▸ WHAT THIS TASK INVOLVES
Return all the entries exactly, keeping pictures out.

▸ MATERIALS PROVIDED

— Start —

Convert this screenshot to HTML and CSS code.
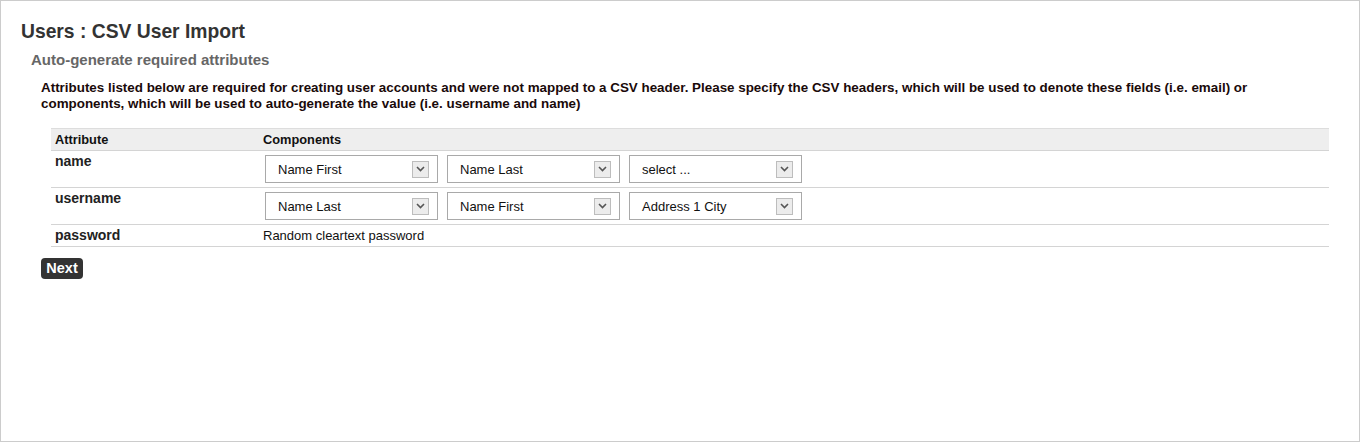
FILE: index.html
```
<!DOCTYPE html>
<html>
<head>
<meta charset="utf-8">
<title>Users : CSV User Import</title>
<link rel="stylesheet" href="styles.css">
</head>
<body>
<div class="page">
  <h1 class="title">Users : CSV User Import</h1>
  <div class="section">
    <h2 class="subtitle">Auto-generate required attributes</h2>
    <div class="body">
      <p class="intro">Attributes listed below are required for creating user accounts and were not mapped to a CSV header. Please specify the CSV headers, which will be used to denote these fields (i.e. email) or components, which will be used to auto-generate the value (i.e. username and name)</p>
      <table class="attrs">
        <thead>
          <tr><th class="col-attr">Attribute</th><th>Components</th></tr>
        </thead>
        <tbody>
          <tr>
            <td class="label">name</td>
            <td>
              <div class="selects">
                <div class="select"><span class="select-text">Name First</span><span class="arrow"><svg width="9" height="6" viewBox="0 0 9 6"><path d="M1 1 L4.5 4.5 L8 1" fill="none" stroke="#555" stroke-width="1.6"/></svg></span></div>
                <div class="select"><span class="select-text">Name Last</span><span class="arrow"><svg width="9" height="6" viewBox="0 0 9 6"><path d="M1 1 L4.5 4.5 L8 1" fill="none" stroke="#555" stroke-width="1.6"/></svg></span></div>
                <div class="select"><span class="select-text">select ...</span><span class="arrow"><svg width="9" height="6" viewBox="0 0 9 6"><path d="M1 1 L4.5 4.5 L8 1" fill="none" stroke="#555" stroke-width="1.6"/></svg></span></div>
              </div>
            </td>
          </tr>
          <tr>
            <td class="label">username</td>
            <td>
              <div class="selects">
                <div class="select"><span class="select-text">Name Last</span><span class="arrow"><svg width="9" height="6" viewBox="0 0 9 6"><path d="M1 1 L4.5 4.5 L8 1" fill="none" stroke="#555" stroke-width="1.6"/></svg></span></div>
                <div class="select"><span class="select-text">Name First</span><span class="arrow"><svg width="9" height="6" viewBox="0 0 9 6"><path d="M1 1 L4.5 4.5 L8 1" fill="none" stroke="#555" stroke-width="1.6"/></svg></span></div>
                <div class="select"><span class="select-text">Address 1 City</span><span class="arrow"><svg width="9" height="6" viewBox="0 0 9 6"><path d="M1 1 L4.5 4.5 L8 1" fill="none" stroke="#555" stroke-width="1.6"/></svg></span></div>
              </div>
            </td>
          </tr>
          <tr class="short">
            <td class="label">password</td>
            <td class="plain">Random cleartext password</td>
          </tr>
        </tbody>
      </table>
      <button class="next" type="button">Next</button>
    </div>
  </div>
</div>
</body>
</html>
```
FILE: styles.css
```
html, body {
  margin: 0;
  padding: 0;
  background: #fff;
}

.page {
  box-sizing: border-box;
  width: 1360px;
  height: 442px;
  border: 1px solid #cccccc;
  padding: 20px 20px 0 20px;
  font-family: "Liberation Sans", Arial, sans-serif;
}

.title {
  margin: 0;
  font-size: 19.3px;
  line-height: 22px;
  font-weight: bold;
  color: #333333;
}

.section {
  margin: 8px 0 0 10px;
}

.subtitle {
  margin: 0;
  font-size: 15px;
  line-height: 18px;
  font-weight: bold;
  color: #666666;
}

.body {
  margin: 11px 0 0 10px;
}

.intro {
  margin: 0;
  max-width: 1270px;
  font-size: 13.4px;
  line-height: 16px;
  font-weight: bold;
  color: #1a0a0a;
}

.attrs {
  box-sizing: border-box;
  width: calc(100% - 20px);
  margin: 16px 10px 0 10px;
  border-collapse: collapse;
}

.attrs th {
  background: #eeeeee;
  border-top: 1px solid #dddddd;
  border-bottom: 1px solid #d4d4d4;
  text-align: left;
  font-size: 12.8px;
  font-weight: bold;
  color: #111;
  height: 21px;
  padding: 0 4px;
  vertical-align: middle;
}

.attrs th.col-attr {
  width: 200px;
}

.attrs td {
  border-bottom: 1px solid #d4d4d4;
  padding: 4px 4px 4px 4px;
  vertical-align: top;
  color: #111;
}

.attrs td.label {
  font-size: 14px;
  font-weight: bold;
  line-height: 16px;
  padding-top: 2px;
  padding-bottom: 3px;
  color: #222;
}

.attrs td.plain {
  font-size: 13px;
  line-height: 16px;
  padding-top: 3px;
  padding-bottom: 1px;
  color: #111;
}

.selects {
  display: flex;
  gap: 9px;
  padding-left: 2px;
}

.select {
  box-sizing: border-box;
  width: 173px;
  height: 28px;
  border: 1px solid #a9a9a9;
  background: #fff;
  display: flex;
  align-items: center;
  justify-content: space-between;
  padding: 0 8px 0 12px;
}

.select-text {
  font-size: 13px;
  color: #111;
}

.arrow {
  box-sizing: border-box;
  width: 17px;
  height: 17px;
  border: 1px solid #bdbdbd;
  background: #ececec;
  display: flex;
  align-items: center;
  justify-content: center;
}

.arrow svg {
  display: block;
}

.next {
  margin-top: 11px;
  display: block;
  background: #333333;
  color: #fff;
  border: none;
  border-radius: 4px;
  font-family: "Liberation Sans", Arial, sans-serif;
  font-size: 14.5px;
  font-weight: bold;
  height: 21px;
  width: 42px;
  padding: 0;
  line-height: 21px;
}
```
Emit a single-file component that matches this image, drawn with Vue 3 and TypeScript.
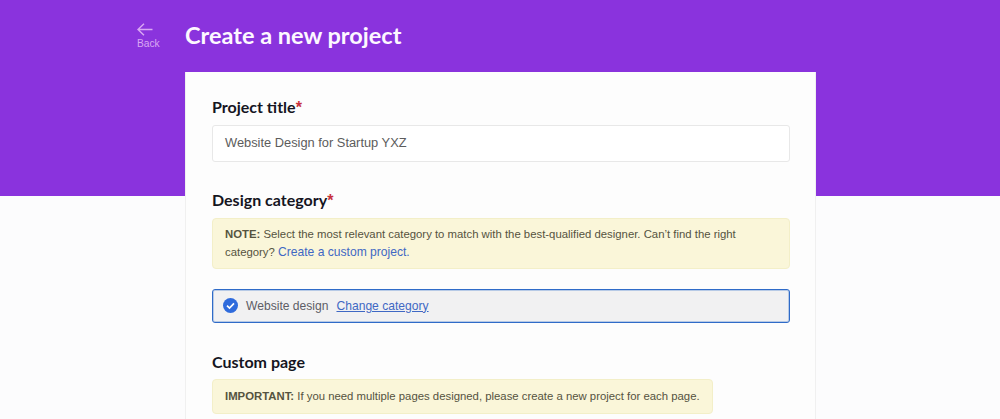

— End —

▸ TASK RESULT
Convert this screenshot to HTML and CSS code.
FILE: index.html
```
<!DOCTYPE html>
<html>
<head>
<meta charset="utf-8">
<title>Users : CSV User Import</title>
<link rel="stylesheet" href="styles.css">
</head>
<body>
<div class="page">
  <h1 class="title">Users : CSV User Import</h1>
  <div class="section">
    <h2 class="subtitle">Auto-generate required attributes</h2>
    <div class="body">
      <p class="intro">Attributes listed below are required for creating user accounts and were not mapped to a CSV header. Please specify the CSV headers, which will be used to denote these fields (i.e. email) or components, which will be used to auto-generate the value (i.e. username and name)</p>
      <table class="attrs">
        <thead>
          <tr><th class="col-attr">Attribute</th><th>Components</th></tr>
        </thead>
        <tbody>
          <tr>
            <td class="label">name</td>
            <td>
              <div class="selects">
                <div class="select"><span class="select-text">Name First</span><span class="arrow"><svg width="9" height="6" viewBox="0 0 9 6"><path d="M1 1 L4.5 4.5 L8 1" fill="none" stroke="#555" stroke-width="1.6"/></svg></span></div>
                <div class="select"><span class="select-text">Name Last</span><span class="arrow"><svg width="9" height="6" viewBox="0 0 9 6"><path d="M1 1 L4.5 4.5 L8 1" fill="none" stroke="#555" stroke-width="1.6"/></svg></span></div>
                <div class="select"><span class="select-text">select ...</span><span class="arrow"><svg width="9" height="6" viewBox="0 0 9 6"><path d="M1 1 L4.5 4.5 L8 1" fill="none" stroke="#555" stroke-width="1.6"/></svg></span></div>
              </div>
            </td>
          </tr>
          <tr>
            <td class="label">username</td>
            <td>
              <div class="selects">
                <div class="select"><span class="select-text">Name Last</span><span class="arrow"><svg width="9" height="6" viewBox="0 0 9 6"><path d="M1 1 L4.5 4.5 L8 1" fill="none" stroke="#555" stroke-width="1.6"/></svg></span></div>
                <div class="select"><span class="select-text">Name First</span><span class="arrow"><svg width="9" height="6" viewBox="0 0 9 6"><path d="M1 1 L4.5 4.5 L8 1" fill="none" stroke="#555" stroke-width="1.6"/></svg></span></div>
                <div class="select"><span class="select-text">Address 1 City</span><span class="arrow"><svg width="9" height="6" viewBox="0 0 9 6"><path d="M1 1 L4.5 4.5 L8 1" fill="none" stroke="#555" stroke-width="1.6"/></svg></span></div>
              </div>
            </td>
          </tr>
          <tr class="short">
            <td class="label">password</td>
            <td class="plain">Random cleartext password</td>
          </tr>
        </tbody>
      </table>
      <button class="next" type="button">Next</button>
    </div>
  </div>
</div>
</body>
</html>
```
FILE: styles.css
```
html, body {
  margin: 0;
  padding: 0;
  background: #fff;
}

.page {
  box-sizing: border-box;
  width: 1360px;
  height: 442px;
  border: 1px solid #cccccc;
  padding: 20px 20px 0 20px;
  font-family: "Liberation Sans", Arial, sans-serif;
}

.title {
  margin: 0;
  font-size: 19.3px;
  line-height: 22px;
  font-weight: bold;
  color: #333333;
}

.section {
  margin: 8px 0 0 10px;
}

.subtitle {
  margin: 0;
  font-size: 15px;
  line-height: 18px;
  font-weight: bold;
  color: #666666;
}

.body {
  margin: 11px 0 0 10px;
}

.intro {
  margin: 0;
  max-width: 1270px;
  font-size: 13.4px;
  line-height: 16px;
  font-weight: bold;
  color: #1a0a0a;
}

.attrs {
  box-sizing: border-box;
  width: calc(100% - 20px);
  margin: 16px 10px 0 10px;
  border-collapse: collapse;
}

.attrs th {
  background: #eeeeee;
  border-top: 1px solid #dddddd;
  border-bottom: 1px solid #d4d4d4;
  text-align: left;
  font-size: 12.8px;
  font-weight: bold;
  color: #111;
  height: 21px;
  padding: 0 4px;
  vertical-align: middle;
}

.attrs th.col-attr {
  width: 200px;
}

.attrs td {
  border-bottom: 1px solid #d4d4d4;
  padding: 4px 4px 4px 4px;
  vertical-align: top;
  color: #111;
}

.attrs td.label {
  font-size: 14px;
  font-weight: bold;
  line-height: 16px;
  padding-top: 2px;
  padding-bottom: 3px;
  color: #222;
}

.attrs td.plain {
  font-size: 13px;
  line-height: 16px;
  padding-top: 3px;
  padding-bottom: 1px;
  color: #111;
}

.selects {
  display: flex;
  gap: 9px;
  padding-left: 2px;
}

.select {
  box-sizing: border-box;
  width: 173px;
  height: 28px;
  border: 1px solid #a9a9a9;
  background: #fff;
  display: flex;
  align-items: center;
  justify-content: space-between;
  padding: 0 8px 0 12px;
}

.select-text {
  font-size: 13px;
  color: #111;
}

.arrow {
  box-sizing: border-box;
  width: 17px;
  height: 17px;
  border: 1px solid #bdbdbd;
  background: #ececec;
  display: flex;
  align-items: center;
  justify-content: center;
}

.arrow svg {
  display: block;
}

.next {
  margin-top: 11px;
  display: block;
  background: #333333;
  color: #fff;
  border: none;
  border-radius: 4px;
  font-family: "Liberation Sans", Arial, sans-serif;
  font-size: 14.5px;
  font-weight: bold;
  height: 21px;
  width: 42px;
  padding: 0;
  line-height: 21px;
}
```
Emit a single-file component that matches this image, drawn with Vue 3 and TypeScript.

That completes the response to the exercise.